Выбрать главу

Снаружи опять донесся вой. Странные причитания. Похоронный плач неизвестного народа. Александра слушала, не слыша.

Нужно разграничить скорбь и факт смерти. Между ее горем и Недом нет прямой связи. Если бы Александра вышла замуж за кого-то другого и родила от него ребенка, и этот другой человек умер бы в прошлую субботу, в данный момент она была бы в том же состоянии. Некоторые пытаются объяснить это иррациональное чувство логически. «Вообще-то, — говорят они, — оплакивая покойного, ты оплакиваешь себя самого. Чужая кончина напоминает, что и ты смертен. И чем ближе вы общались с этим человеком при жизни, тем болезненнее переживается его уход». Но они не обязательно правы. Страх смерти вполне укладывается в логику: это ужас перед неизвестностью, перед сумрачным лесом небытия. Но логично ли скорбеть по себе? Ничуть. Скорее это «скорбь с опережением» — ты скорбишь о других, которые в свою очередь будут скорбеть по тебе, если доживут. Всякому становится нестерпимо тяжко, когда судьба без предупреждения, без спросу ввергает его в пучину скорби; но к чему печалиться о тех, кто уже умер? Смерть настигает всех. Если она внезапна, тем лучше. Неду повезло. Александру — вот кого надо жалеть.

А некоторые, наверно, скажут: «Бедняга Нед. Так и не увидит своего сына взрослым». Тоже неверно. Подрастая, дети становятся не только все выше, но и все дальше. Чем младше ребенок, тем чище и острее родительская любовь. Не увидеть свое дитя взрослым — счастье, а не проклятье. Впрочем, бог с ней, с подоплекой. Просто горе неразлучно с утратами — этим кнутом природы, а радость неразлучна с рождениями, пряником природы.

Скорбь — это роскошь, в том же смысле, в каком овсяная каша холодным утром — роскошь, или холодный душ знойным днем — роскошь, или вода, когда хочется пить, или долгий поцелуй влюбленных. Роскошь — это все, что удерживает тебя в сладостной точке, где чувственное удовольствие совпадает с инстинктом выживания. Александра поддастся скорби, не будет с ней бороться. Скорбь пройдет сама, как сломанная нога, если немножко помочь ей извне, срастается сама по себе.

Вой и причитания внизу стали громче; Алмаз разлаялся вконец. Вытянув шею, Александра разглядела прямо за изгородью сгорбленную бурую спину, снующую взад-вперед. Казалось, там беспокойно мечется какой-то неведомый зверь, страдающий в замкнутом пространстве, как это бывает с неразумными существами. Но здесь, на вольном воздухе, зверя ничто не удерживает — или он на цепи? Ерунда какая-то, не может быть. Внизу, на кухне Алмаз бьется в закрытую дверь, ведущую в сад. Гулять рвется.

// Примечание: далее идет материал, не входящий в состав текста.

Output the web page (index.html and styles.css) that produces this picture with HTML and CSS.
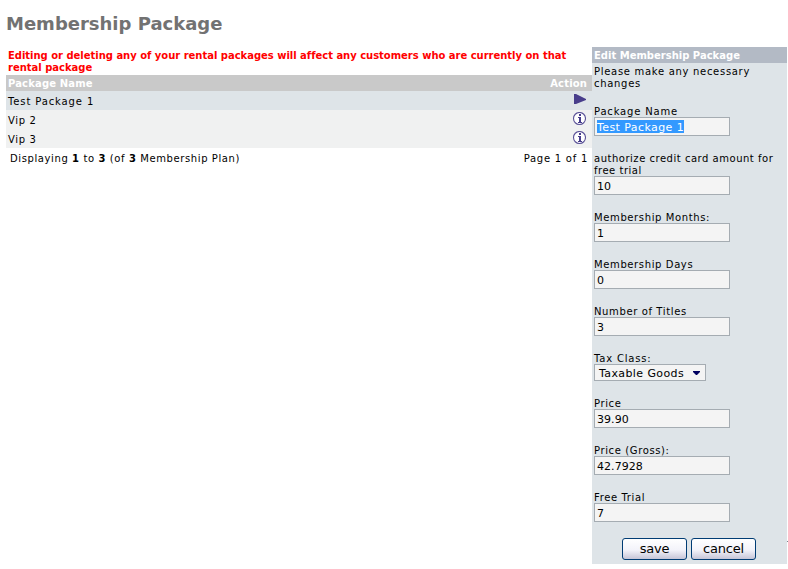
FILE: index.html
```
<!DOCTYPE html>
<html lang="en">
<head>
<meta charset="utf-8">
<title>Membership Package</title>
<link rel="stylesheet" href="styles.css">
</head>
<body>
<h1><span>Membership Package</span></h1>
<div class="layout">
  <main class="list">
    <p class="warning">Editing or deleting any of your rental packages will affect any customers who are currently on that<br>rental package</p>
    <div class="row head"><span>Package Name</span><span>Action</span></div>
    <div class="row selected"><span class="pkg">Test Package 1</span>
      <svg class="icon" width="14" height="14" viewBox="0 0 14 14"><path d="M2 1h2l10 5v1L4 11H2z" fill="#483d8b"/></svg></div>
    <div class="row"><span>Vip 2</span>
      <svg class="icon" width="14" height="14" viewBox="0 0 14 14"><circle cx="7.5" cy="6.5" r="6" fill="#fff" stroke="#5a5197" stroke-width="1.1"/><path d="M7 2h2v2H7zM6 5h3v5h1v1H6v-1h1V6H6z" fill="#483d8b"/></svg></div>
    <div class="row"><span>Vip 3</span>
      <svg class="icon" width="14" height="14" viewBox="0 0 14 14"><circle cx="7.5" cy="6.5" r="6" fill="#fff" stroke="#5a5197" stroke-width="1.1"/><path d="M7 2h2v2H7zM6 5h3v5h1v1H6v-1h1V6H6z" fill="#483d8b"/></svg></div>
    <div class="paging"><span class="count">Displaying <b>1</b> to <b>3</b> (of <b>3</b> Membership Plan)</span><span class="page">Page 1 of 1</span></div>
  </main>
  <aside class="panel">
    <h2>Edit Membership Package</h2>
    <form class="form">
      <p class="intro">Please make any necessary<br>changes</p>
      <div class="field"><label class="wide">Package Name</label><div class="input"><mark>Test Package 1</mark></div></div>
      <div class="field"><label class="tight">authorize credit card amount for<br>free trial</label><div class="input">10</div></div>
      <div class="field"><label>Membership Months:</label><div class="input">1</div></div>
      <div class="field"><label>Membership Days</label><div class="input">0</div></div>
      <div class="field"><label>Number of Titles</label><div class="input">3</div></div>
      <div class="field"><label class="wide">Tax Class:</label><div class="select"><span>Taxable Goods</span><svg width="7" height="4" viewBox="0 0 7 4"><path d="M0 0h7v1L4 4H3L0 1z" fill="#000060"/></svg></div></div>
      <div class="field"><label>Price</label><div class="input">39.90</div></div>
      <div class="field"><label>Price (Gross):</label><div class="input">42.7928</div></div>
      <div class="field"><label>Free Trial</label><div class="input">7</div></div>
      <div class="actions"><button type="button">save</button><button type="button">cancel</button></div>
    </form>
  </aside>
  <span class="tick"></span>
</div>
</body>
</html>
```
FILE: styles.css
```
* { box-sizing: border-box; }
body {
  margin: 0;
  background: #fff;
  color: #000;
  font: 10px/12px Verdana, "DejaVu Sans", sans-serif;
  letter-spacing: 0.62px;
  white-space: nowrap;
  overflow: hidden;
}
p { margin: 0; }
h1 {
  margin: 0;
  height: 47px;
  padding: 12px 0 0 6px;
  font-size: 18px;
  line-height: 24px;
  letter-spacing: 0;
  color: #727272;
}
.layout { display: flex; padding-left: 6px; }
.list { width: 586px; }
.warning {
  height: 28px;
  padding: 3px 2px 0;
  color: #f00;
  font-weight: bold;
  letter-spacing: -0.02px;
}
.row {
  display: flex;
  justify-content: space-between;
  align-items: center;
  height: 19px;
  padding: 2px 5px 0 2px;
  background: #f0f1f1;
}
.row.head {
  height: 16px;
  padding-top: 1px;
  background: #c9c9c9;
  color: #fff;
  font-weight: bold;
  letter-spacing: 0.15px;
}
.row.selected { background: #dee4e8; }
.pkg { letter-spacing: 0.88px; }
.icon { margin: -3px 1px 0 0; }
.paging {
  display: flex;
  justify-content: space-between;
  padding: 5px 4px 0 4px;
}
.count { letter-spacing: 0.6px; }
.page { letter-spacing: 0.75px; }
.panel {
  width: 195px;
  height: 517px;
  background: #dee4e8;
}
h2 {
  margin: 0;
  height: 16px;
  padding: 2px 2px 0;
  background: #b3bac5;
  color: #fff;
  font-size: 10px;
  line-height: 13px;
  letter-spacing: 0;
}
.form { padding: 2px 2px 0; }
.intro, .field { margin-bottom: 16px; }
.intro { padding-top: 1px; margin-bottom: 15px; letter-spacing: 0.7px; }
.field label { display: block; position: relative; top: 1px; }
.field .wide { letter-spacing: 0.82px; }
.field .tight { letter-spacing: 0.52px; }
.input, .select {
  border: 1px solid #a5acb2;
  background: #f4f4f4;
  font-size: 11px;
  letter-spacing: 0.05px;
}
.input {
  width: 136px;
  height: 19px;
  padding: 2px;
  line-height: 15px;
}
.input mark { display: inline-block; height: 13px; line-height: 15px; background: #3399ff; color: #fff; letter-spacing: 0.42px; }
.select {
  display: flex;
  align-items: center;
  justify-content: space-between;
  width: 112px;
  height: 17px;
  padding: 0 5px 0 4px;
  line-height: 15px;
  letter-spacing: 0.4px;
}
.select span { padding-top: 1px; }
.actions { display: flex; justify-content: center; gap: 4px; margin-left: -1px; }
button {
  width: 65px;
  height: 22px;
  padding: 0 0 1px;
  border: 1px solid #003c74;
  border-radius: 3px;
  background: linear-gradient(#fff, #f3f3fa 55%, #c6c5d7);
  color: #000;
  font: 13px/19px "DejaVu Sans", sans-serif;
  letter-spacing: -0.2px;
}
.tick { width: 1px; height: 1px; margin-top: 494px; background: #7c8790; }
```
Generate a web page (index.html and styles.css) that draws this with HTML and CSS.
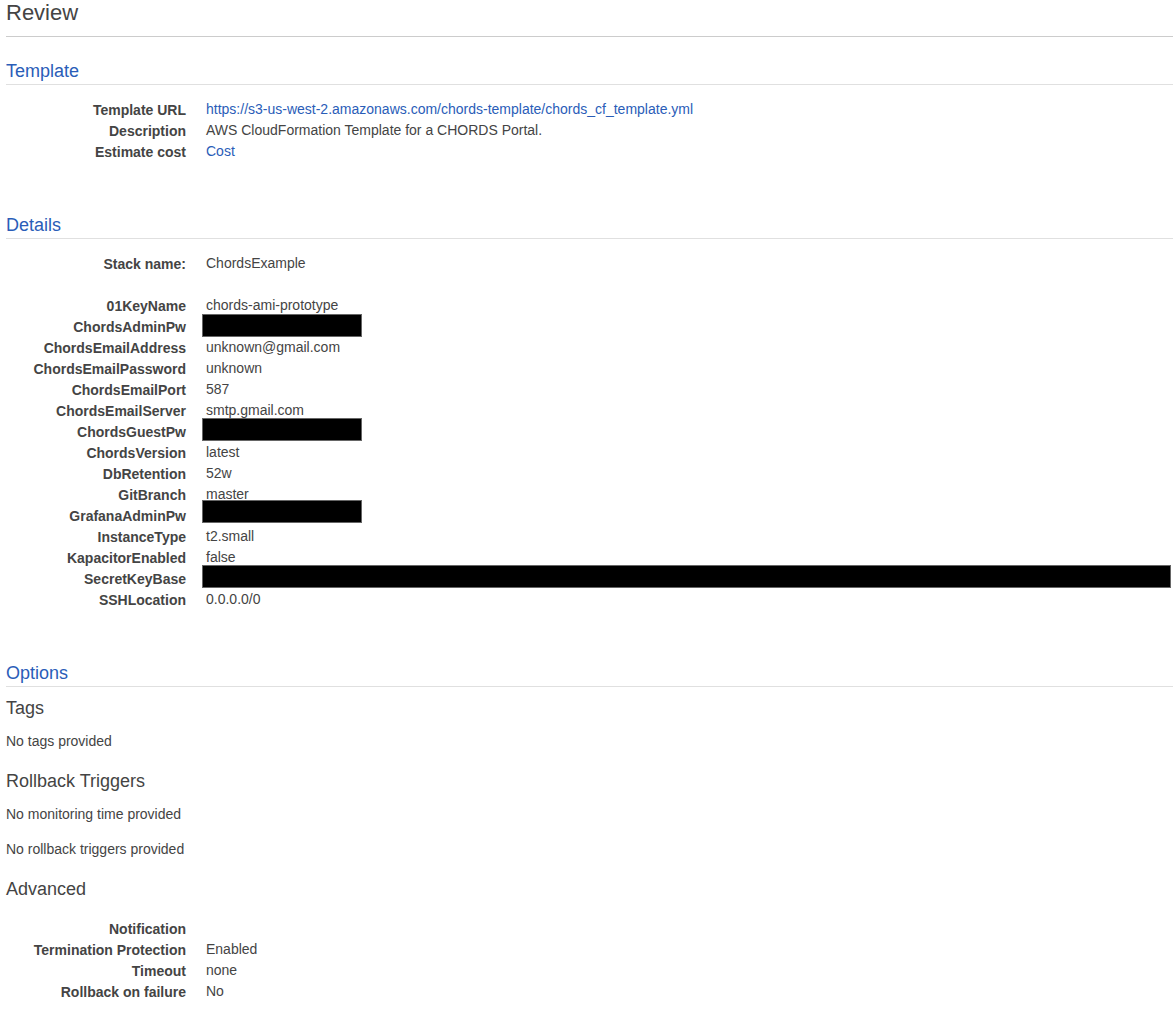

Александра быстро оделась. Есть чем заняться. Приятно. Кроссовки, джинсы. Рубашка Неда — тоже джинсовая, плотная, жесткая на ощупь, отчасти возрождающая чувство, что он и она — единое целое. Спустилась на кухню. Пристегнула к ошейнику Алмаза поводок. Вывела пса в сад. Алмаз потащил ее за угол, к фасаду дома, к живой изгороди из бирючины, отделяющей сад от полей. Из-за изгороди торчала голова. Все-таки это не зверь, а человек. Дженни Линден. Это она завывает. Припухшие глаза, красные пятна на щеках.

— Что вы здесь делаете? — спросила Александра.

Дженни Линден перестала завывать.

— Я просто хотела вывести собаку на прогулку, — произнесла она. Голос у нее был тихий, выговор западно-английский, певучий. Александре Дженни напомнила Горлума из «Хоббита» — блеклую, бледную тварь, хоронящуюся по подземельям. Вполне материальную, но зыбкую, как рябь на воде. Алмаз вырвал поводок из рук Александры, никак не ожидавшей такого от собаки, и прыгнул на грудь Дженни. Нет, он не атаковал ее, как врага, — напротив, изъявлял свою радость и дружеские чувства, а Дженни чесала ему голову за ушами точно таким же движением, как Нед. Александра никогда не ласкала Алмаза таким образом — не выносила, когда под ногти забивается собачья перхоть.